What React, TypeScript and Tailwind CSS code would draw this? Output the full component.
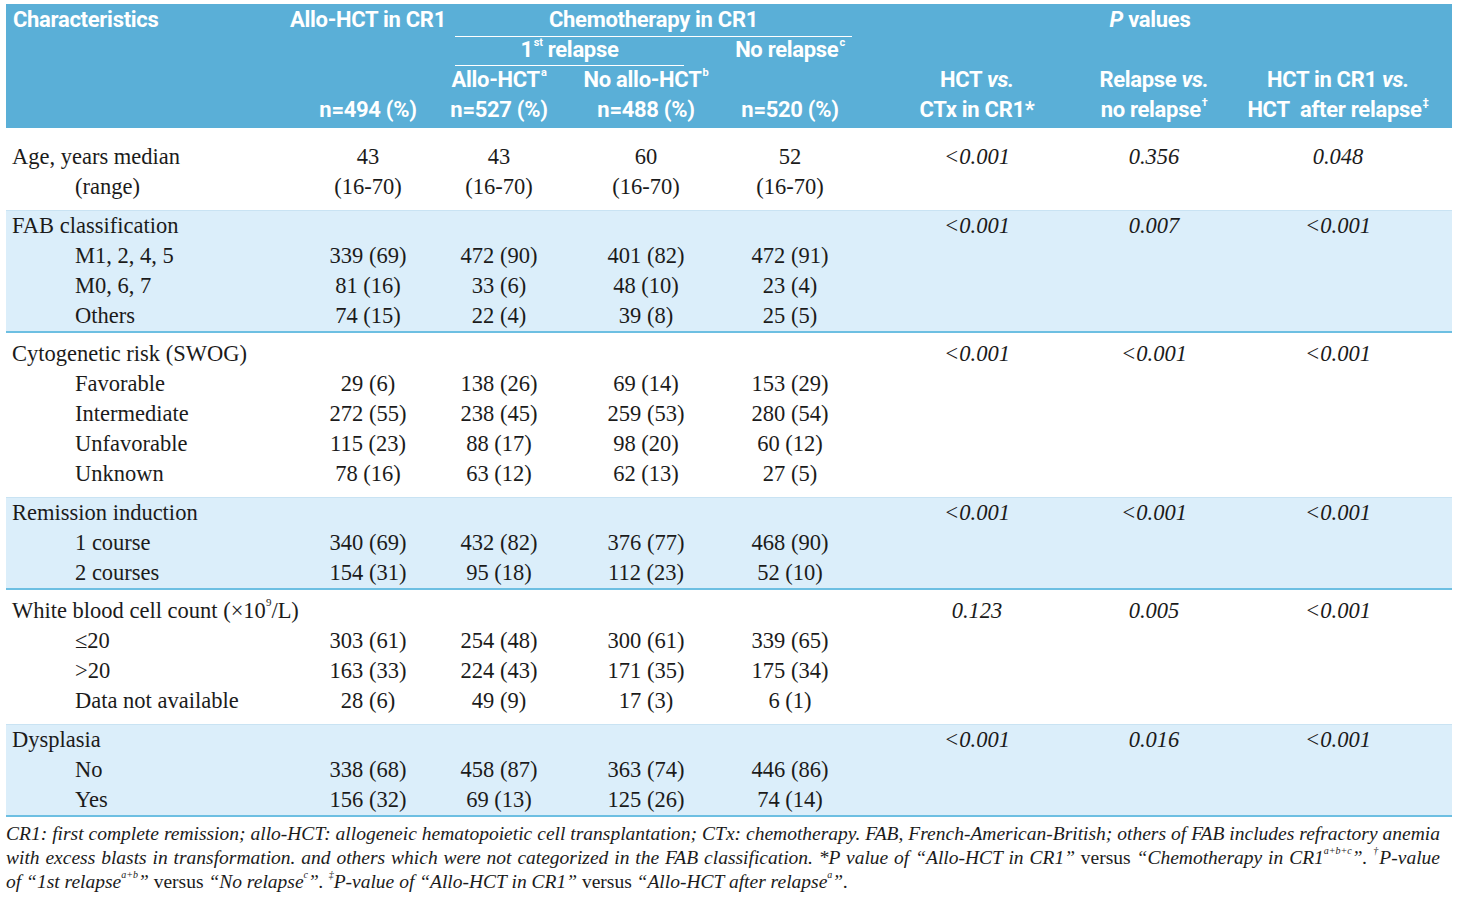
const head = "font-['Roboto','Liberation_Sans',sans-serif] font-bold text-[22px] tracking-[-0.3px] text-white";
const serif = "font-['Liberation_Serif','DejaVu_Serif',serif]";

// column widths shared by the header and the body rows
const COL = {
  label: "w-[292px] shrink-0",
  c1: "w-[140px] shrink-0",
  c2: "w-[122px] shrink-0",
  c3: "w-[172px] shrink-0",
  c4: "w-[116px] shrink-0",
  p1: "w-[258px] shrink-0",
  p2: "w-[118px] shrink-0 pr-[22px]",
  p3: "w-[228px] shrink-0",
};

type Row = { label: React.ReactNode; sub?: boolean; v?: string[]; p?: string[] };
type Section = { blue: boolean; rows: Row[] };

const sections: Section[] = [
  {
    blue: false,
    rows: [
      { label: "Age, years median", v: ["43", "43", "60", "52"], p: ["<0.001", "0.356", "0.048"] },
      { label: "(range)", sub: true, v: ["(16-70)", "(16-70)", "(16-70)", "(16-70)"] },
    ],
  },
  {
    blue: true,
    rows: [
      { label: "FAB classification", p: ["<0.001", "0.007", "<0.001"] },
      { label: "M1, 2, 4, 5", sub: true, v: ["339 (69)", "472 (90)", "401 (82)", "472 (91)"] },
      { label: "M0, 6, 7", sub: true, v: ["81 (16)", "33 (6)", "48 (10)", "23 (4)"] },
      { label: "Others", sub: true, v: ["74 (15)", "22 (4)", "39 (8)", "25 (5)"] },
    ],
  },
  {
    blue: false,
    rows: [
      { label: "Cytogenetic risk (SWOG)", p: ["<0.001", "<0.001", "<0.001"] },
      { label: "Favorable", sub: true, v: ["29 (6)", "138 (26)", "69 (14)", "153 (29)"] },
      { label: "Intermediate", sub: true, v: ["272 (55)", "238 (45)", "259 (53)", "280 (54)"] },
      { label: "Unfavorable", sub: true, v: ["115 (23)", "88 (17)", "98 (20)", "60 (12)"] },
      { label: "Unknown", sub: true, v: ["78 (16)", "63 (12)", "62 (13)", "27 (5)"] },
    ],
  },
  {
    blue: true,
    rows: [
      { label: "Remission induction", p: ["<0.001", "<0.001", "<0.001"] },
      { label: "1 course", sub: true, v: ["340 (69)", "432 (82)", "376 (77)", "468 (90)"] },
      { label: "2 courses", sub: true, v: ["154 (31)", "95 (18)", "112 (23)", "52 (10)"] },
    ],
  },
  {
    blue: false,
    rows: [
      {
        label: (
          <>
            White blood cell count (×10<sup className="text-[11px] leading-none align-[7px]">9</sup>/L)
          </>
        ),
        p: ["0.123", "0.005", "<0.001"],
      },
      { label: "≤20", sub: true, v: ["303 (61)", "254 (48)", "300 (61)", "339 (65)"] },
      { label: ">20", sub: true, v: ["163 (33)", "224 (43)", "171 (35)", "175 (34)"] },
      { label: "Data not available", sub: true, v: ["28 (6)", "49 (9)", "17 (3)", "6 (1)"] },
    ],
  },
  {
    blue: true,
    rows: [
      { label: "Dysplasia", p: ["<0.001", "0.016", "<0.001"] },
      { label: "No", sub: true, v: ["338 (68)", "458 (87)", "363 (74)", "446 (86)"] },
      { label: "Yes", sub: true, v: ["156 (32)", "69 (13)", "125 (26)", "74 (14)"] },
    ],
  },
];

function Cell({ w, children }: { w: string; children?: React.ReactNode }) {
  return (
    <div className={`${w} flex justify-center whitespace-nowrap`}>
      <span>{children}</span>
    </div>
  );
}

function Sup({ children }: { children: React.ReactNode }) {
  return <sup className="text-[11px] leading-none align-[6px] ml-[1px]">{children}</sup>;
}

function FootSup({ children }: { children: React.ReactNode }) {
  return <sup className="text-[10px] leading-none align-[5px]">{children}</sup>;
}

function Header() {
  return (
    <div className={`${head} bg-[#5aafd7] pt-[1px] pb-[3px] leading-[30px]`}>
      <div className="flex h-[30px]">
        <div className={`${COL.label} pl-[7px]`}>Characteristics</div>
        <Cell w={COL.c1}>Allo-HCT in CR1</Cell>
        <div className="w-[410px] shrink-0 relative">
          <div className="ml-[17px] w-[397px] text-center">Chemotherapy in CR1</div>
          <div className="absolute left-[17px] w-[397px] bottom-[-2px] border-t border-white" />
        </div>
        <div className="w-[604px] shrink-0 text-center">
          <i>P</i> values
        </div>
      </div>
      <div className="flex h-[30px]">
        <div className={COL.label} />
        <div className={COL.c1} />
        <div className="w-[294px] shrink-0 relative">
          <div className="ml-[17px] w-[229px] text-center whitespace-nowrap">
            1<Sup>st</Sup> relapse
          </div>
          <div className="absolute left-[17px] w-[229px] bottom-[-1px] border-t border-white" />
        </div>
        <Cell w={COL.c4}>
          No relapse<Sup>c</Sup>
        </Cell>
      </div>
      <div className="flex h-[30px]">
        <div className={COL.label} />
        <div className={COL.c1} />
        <Cell w={COL.c2}>
          Allo-HCT<Sup>a</Sup>
        </Cell>
        <Cell w={COL.c3}>
          No allo-HCT<Sup>b</Sup>
        </Cell>
        <div className={COL.c4} />
        <Cell w={COL.p1}>
          HCT <i>vs.</i>
        </Cell>
        <Cell w={COL.p2}>
          Relapse <i>vs.</i>
        </Cell>
        <Cell w={COL.p3}>
          HCT in CR1 <i>vs.</i>
        </Cell>
      </div>
      <div className="flex h-[30px]">
        <div className={COL.label} />
        <Cell w={COL.c1}>n=494 (%)</Cell>
        <Cell w={COL.c2}>n=527 (%)</Cell>
        <Cell w={COL.c3}>n=488 (%)</Cell>
        <Cell w={COL.c4}>n=520 (%)</Cell>
        <Cell w={COL.p1}>CTx in CR1*</Cell>
        <Cell w={COL.p2}>
          no relapse<Sup>†</Sup>
        </Cell>
        <Cell w={COL.p3}>
          HCT&nbsp;&nbsp;after relapse<Sup>‡</Sup>
        </Cell>
      </div>
    </div>
  );
}

function BodyRow({ row }: { row: Row }) {
  const v = row.v ?? ["", "", "", ""];
  const p = row.p ?? ["", "", ""];
  return (
    <div className="flex h-[30px] items-center leading-[30px]">
      <div className={`${COL.label} whitespace-nowrap ${row.sub ? "pl-[69px]" : "pl-[6px]"}`}>{row.label}</div>
      <Cell w={COL.c1}>{v[0]}</Cell>
      <Cell w={COL.c2}>{v[1]}</Cell>
      <Cell w={COL.c3}>{v[2]}</Cell>
      <Cell w={COL.c4}>{v[3]}</Cell>
      <Cell w={COL.p1}>
        <i>{p[0]}</i>
      </Cell>
      <Cell w={COL.p2}>
        <i>{p[1]}</i>
      </Cell>
      <Cell w={COL.p3}>
        <i>{p[2]}</i>
      </Cell>
    </div>
  );
}

export default function App() {
  return (
    <div className="min-h-screen bg-white pt-[4px] px-[6px]">
      <div className="w-[1446px]">
        <Header />
        <div className={`${serif} text-[22.5px] text-[#1b1b1b]`}>
          {sections.map((s, i) => (
            <div
              key={i}
              className={
                s.blue
                  ? "bg-[#dbeefa] border-t border-[#c9e3f3] border-b-2 border-b-[#6dbfe2]"
                  : i === 0
                    ? "pt-[14px] pb-[8px]"
                    : "pt-[6px] pb-[8px]"
              }
            >
              {s.rows.map((r, j) => (
                <BodyRow key={j} row={r} />
              ))}
            </div>
          ))}
        </div>
        <div className={`${serif} italic text-[19.5px] leading-[24px] text-[#1b1b1b] pt-[5px] w-[1434px]`}>
          <div className="text-justify [text-align-last:justify] whitespace-nowrap">
            CR1: first complete remission; allo-HCT: allogeneic hematopoietic cell transplantation; CTx: chemotherapy. FAB, French-American-British; others of FAB includes refractory anemia
          </div>
          <div className="text-justify [text-align-last:justify] whitespace-nowrap">
            with excess blasts in transformation. and others which were not categorized in the FAB classification. *P value of “Allo-HCT in CR1” <span className="not-italic">versus</span> “Chemotherapy in CR1
            <FootSup>a+b+c</FootSup>”. <FootSup>†</FootSup>P-value
          </div>
          <div className="whitespace-nowrap">
            of “1st relapse<FootSup>a+b</FootSup>” <span className="not-italic">versus</span> “No relapse<FootSup>c</FootSup>”. <FootSup>‡</FootSup>P-value of “Allo-HCT in CR1” <span className="not-italic">versus</span> “Allo-HCT after relapse<FootSup>a</FootSup>”.
          </div>
        </div>
      </div>
    </div>
  );
}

:::

Directions for this task: Copy nothing but the lines from the first one in the listing through the line with "boolean; rows: Row[]", and omit the pictures.

Task answer:
What React, TypeScript and Tailwind CSS code would draw this? Output the full component.
const head = "font-['Roboto','Liberation_Sans',sans-serif] font-bold text-[22px] tracking-[-0.3px] text-white";
const serif = "font-['Liberation_Serif','DejaVu_Serif',serif]";

// column widths shared by the header and the body rows
const COL = {
  label: "w-[292px] shrink-0",
  c1: "w-[140px] shrink-0",
  c2: "w-[122px] shrink-0",
  c3: "w-[172px] shrink-0",
  c4: "w-[116px] shrink-0",
  p1: "w-[258px] shrink-0",
  p2: "w-[118px] shrink-0 pr-[22px]",
  p3: "w-[228px] shrink-0",
};

type Row = { label: React.ReactNode; sub?: boolean; v?: string[]; p?: string[] };
type Section = { blue: boolean; rows: Row[] };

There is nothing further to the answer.